In contrast, the southern section, which lies in Fujian Province, is governed by Slope, Curvature, and Rain. The heightened importance of precipitation in this sub-region highlights a hydroclimatic-driven landslide mechanism, consistent with studies identifying intense, short-duration rainfall as the primary trigger for catastrophic landslides in Fujian52. This difference is rotted in the region’s distinct geological and climatic setting. The southern sub-region is characterized by a warm, humid climate with abundant rainfall and frequent typhoons, which significantly exacerbates slope instability. Intense rainfall events facilitate water infiltration into fractured bedrock and deep weathering layers, leading to elevated pore water pressure that drastically reduces the shear strength of the slope material, particularly along weak lithological layers53.

In addition, the significant differences between the northern and southern sub-regions are further explained by their unique lithology and land use patterns. The northern sub-region is underlain by Proterozoic metamorphic rocks (such as schist and gneiss) and Mesozoic Yanshanian granites, that weather into strong, coarse-grained soils. In such environments, topographic factors become the primary control on slope stability. Conversely, the southern sub-region is dominated by the red sedimentary beds, that weather into clay-rich, expansive soils. This lithology, combined with heavy rainfall, creates ideal conditions for the development of high pore water pressure above weak and slippery layers, leading to rapid destabilization. Additionally, land use practices amplify these disparities. The northern sub-region benefits from well-preserved forests which provide root reinforcement. while the southern sub-region, with dense populations, experiences intensive agricultural use and deforestation, which disrupts soil structure and increases infiltration capacity, thereby exacerbating landslide susceptibility.

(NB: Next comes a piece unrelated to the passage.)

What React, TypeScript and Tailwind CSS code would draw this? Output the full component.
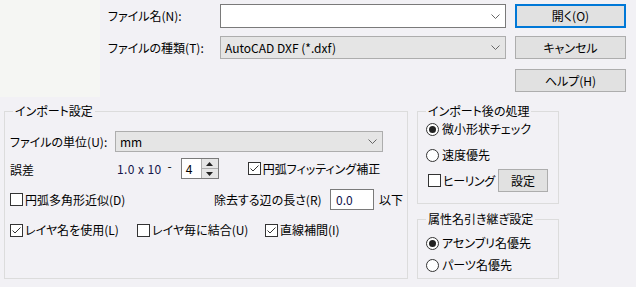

Model reliability and uncertainty analysis

The robustness of our findings is supported by a rigorous data and modeling methodology. The RF model’s high predictive accuracy (AUC = 0.85) and reliability (low Brier score, ECE, and MCE) confirm its suitability for this analysis. Crucially, we extended our reliability assessment by analyzing the model’s predictive standard deviation (SD), which provides a quantitative measure of uncertainty54,55.

As shown in Fig. 10, the spatial distribution of SD reveals that the model’s predictions are highly confident across most of the study area, with over 90% of the region showing an SD of less than 0.3. This low uncertainty indicates a high level of consensus among the individual decision trees within the forest, suggesting that the selected environmental factors effectively and unambiguously distinguish between stable and unstable slope conditions56. It also indirectly reflects the high quality and representativeness of our training inventory57, which sufficiently captures the diverse environmental conditions along the railway corridor.

However, areas with higher uncertainty (SD > 0.3) are primarily located within transition zones between different susceptibility classes (e.g., between “low” and “high” susceptibility) and in regions with complex geological conditions. Within these transition zones, the values of environmental factors fall near the decision boundaries of many trees, leading to lower inter-tree consensus and, consequently, higher SD. This finding is critical for practical application. For hazard management, the SD map acts as a vital prioritization tool58. Areas classified as “high susceptibility” with “low uncertainty” should be assigned the highest priority for immediate mitigation measures. In contrast, areas with both “high susceptibility” and “high uncertainty” require further field investigation or expert evaluation before committing significant resources59. This approach transforms a static susceptibility map into a more dynamic and risk-informed decision-support system, ensuring the efficient allocation of limited resources.

Fig. 10
Fig. 10
Full size image

Spatial distribution of Standard Deviation (SD) (Note: This map was generated using QGIS 3.1029 with a base map from Tianditu44.).

Limitations and future research

While this study provides valuable insights, we acknowledge several limitations that offer avenues for future research. First, while the 13 factors used in our model represent a comprehensive suite of common landslide triggers, region-specific phenomena may have been overlooked. For instance, future models could incorporate variables like wind speed and typhoon tracks to better capture the localized dynamics in the southern sub-region60. Second, this study focuses on static susceptibility mapping. A more advanced approach would be to incorporate active slope deformation data, such as from InSAR, to enable a transition from static susceptibility maps to dynamic hazard warnings. This would provide more effective support for risk management and emergency response along the Hefei-Fuzhou High-Speed Railway.

Conclusion

This study successfully developed and validated a Random Forest model to map landslide susceptibility along the Hefei-Fuzhou High-Speed Railway, a critical transportation artery in southeastern China. The model demonstrated high predictive accuracy, providing a robust quantitative basis for landslide risk management.

Our findings reveal two major implications for hazard assessment of linear infrastructure. First, while topographic factors (Slope, Relief, and TWI) are the dominant drivers of landslide susceptibility across the entire corridor, their influence varies significantly between sub-regions. We found a clear distinction between a topography-dominated landslide regime in the northern section and a hydroclimatic-driven regime in the southern section, where rainfall emerges as a critical factor. This pronounced regional variability underscores the necessity of moving beyond a uniform approach and adopting tailored, location-specific strategies for disaster prevention.

Second, this research provides not only a crucial susceptibility map to guide hazard mitigation but also a vital methodological framework. By demonstrating how machine learning can be used to identify and explain complex regional differences in landslide drivers, our work offers a valuable scientific basis for assessing geological hazards for similar large-scale projects in diverse environments. The study’s systematic analysis of model uncertainty, using the standard deviation of RF predictions, provides a practical tool for prioritizing mitigation efforts and allocating resources effectively.

Despite its contributions, the study has certain limitations. The model’s accuracy is affected by uncertainties in multi-source data and data gaps in some coastal areas. Future research could enhance predictive performance and regional applicability by integrating more precise remote sensing data and incorporating dynamic factors such as slope deformation monitoring to enable a shift from static susceptibility analysis to a real-time early warning system for slope instability.